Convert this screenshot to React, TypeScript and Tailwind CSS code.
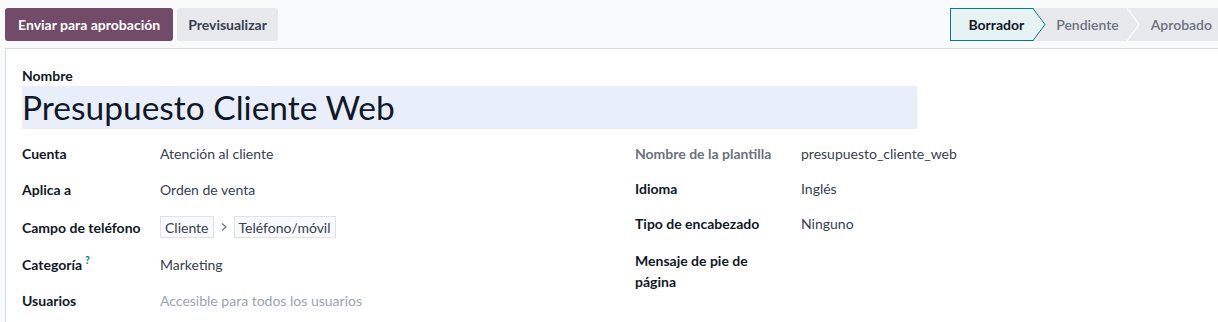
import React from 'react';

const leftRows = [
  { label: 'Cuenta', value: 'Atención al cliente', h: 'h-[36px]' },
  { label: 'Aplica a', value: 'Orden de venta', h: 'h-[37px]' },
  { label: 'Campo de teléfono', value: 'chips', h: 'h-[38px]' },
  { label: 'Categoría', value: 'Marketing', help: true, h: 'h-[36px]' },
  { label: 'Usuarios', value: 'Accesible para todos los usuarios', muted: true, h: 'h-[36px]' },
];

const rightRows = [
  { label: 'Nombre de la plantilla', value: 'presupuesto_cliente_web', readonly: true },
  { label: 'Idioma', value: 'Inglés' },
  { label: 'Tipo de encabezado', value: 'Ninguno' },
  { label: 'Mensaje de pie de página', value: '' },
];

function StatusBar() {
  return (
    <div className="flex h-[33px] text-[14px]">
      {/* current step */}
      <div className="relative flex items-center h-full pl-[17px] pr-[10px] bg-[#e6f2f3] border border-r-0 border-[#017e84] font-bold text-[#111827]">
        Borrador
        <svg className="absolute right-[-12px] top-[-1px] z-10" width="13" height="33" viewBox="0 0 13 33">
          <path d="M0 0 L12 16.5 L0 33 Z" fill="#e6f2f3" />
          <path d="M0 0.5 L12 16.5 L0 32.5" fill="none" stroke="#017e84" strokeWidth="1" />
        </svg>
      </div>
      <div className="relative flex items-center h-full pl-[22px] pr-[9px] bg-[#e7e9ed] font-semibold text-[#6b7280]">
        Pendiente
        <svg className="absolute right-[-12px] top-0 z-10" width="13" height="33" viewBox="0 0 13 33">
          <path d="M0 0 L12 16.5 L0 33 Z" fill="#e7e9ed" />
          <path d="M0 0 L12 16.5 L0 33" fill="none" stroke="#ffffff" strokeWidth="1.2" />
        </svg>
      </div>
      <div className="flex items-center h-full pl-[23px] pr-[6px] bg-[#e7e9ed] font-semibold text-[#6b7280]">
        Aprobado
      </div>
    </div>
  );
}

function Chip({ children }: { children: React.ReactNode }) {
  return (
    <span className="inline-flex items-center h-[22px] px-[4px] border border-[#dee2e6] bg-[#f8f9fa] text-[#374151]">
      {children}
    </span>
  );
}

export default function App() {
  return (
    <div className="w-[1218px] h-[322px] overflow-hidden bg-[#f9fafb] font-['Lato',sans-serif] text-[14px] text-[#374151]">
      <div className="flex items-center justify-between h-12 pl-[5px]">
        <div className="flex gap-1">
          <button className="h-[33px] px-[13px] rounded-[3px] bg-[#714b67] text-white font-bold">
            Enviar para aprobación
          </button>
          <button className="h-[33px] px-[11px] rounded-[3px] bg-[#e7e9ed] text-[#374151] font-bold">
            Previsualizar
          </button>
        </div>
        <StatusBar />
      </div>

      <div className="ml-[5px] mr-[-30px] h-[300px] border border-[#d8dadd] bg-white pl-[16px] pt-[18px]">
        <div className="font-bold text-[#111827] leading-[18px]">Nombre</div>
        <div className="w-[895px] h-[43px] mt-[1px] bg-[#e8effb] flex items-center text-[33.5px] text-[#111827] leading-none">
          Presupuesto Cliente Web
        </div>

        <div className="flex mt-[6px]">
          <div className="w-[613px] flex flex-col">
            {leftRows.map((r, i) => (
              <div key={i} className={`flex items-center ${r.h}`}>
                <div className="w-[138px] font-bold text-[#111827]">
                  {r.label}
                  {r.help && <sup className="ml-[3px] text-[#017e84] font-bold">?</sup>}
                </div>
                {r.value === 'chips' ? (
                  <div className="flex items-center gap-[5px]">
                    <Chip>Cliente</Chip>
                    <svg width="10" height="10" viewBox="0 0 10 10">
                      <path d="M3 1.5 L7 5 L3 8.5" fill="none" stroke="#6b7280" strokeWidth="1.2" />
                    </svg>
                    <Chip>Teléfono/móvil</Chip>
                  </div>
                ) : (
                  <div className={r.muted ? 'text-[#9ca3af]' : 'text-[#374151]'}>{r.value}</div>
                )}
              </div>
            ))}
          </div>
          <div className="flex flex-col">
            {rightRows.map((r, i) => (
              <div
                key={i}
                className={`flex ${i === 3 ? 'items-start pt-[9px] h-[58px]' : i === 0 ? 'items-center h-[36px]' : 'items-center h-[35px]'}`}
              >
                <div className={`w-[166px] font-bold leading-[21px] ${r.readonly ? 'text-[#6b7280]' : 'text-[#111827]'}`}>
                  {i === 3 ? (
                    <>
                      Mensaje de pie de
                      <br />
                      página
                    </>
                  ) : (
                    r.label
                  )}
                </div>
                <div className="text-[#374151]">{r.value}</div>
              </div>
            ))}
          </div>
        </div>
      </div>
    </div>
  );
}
━━━
● **TASK DESCRIPTION**:
Write out exactly the lines between the start of the data and the line with "import React from 'react';", including both, but none of the pictures.

● **FINISHED TASK**:
Convert this screenshot to React, TypeScript and Tailwind CSS code.
import React from 'react';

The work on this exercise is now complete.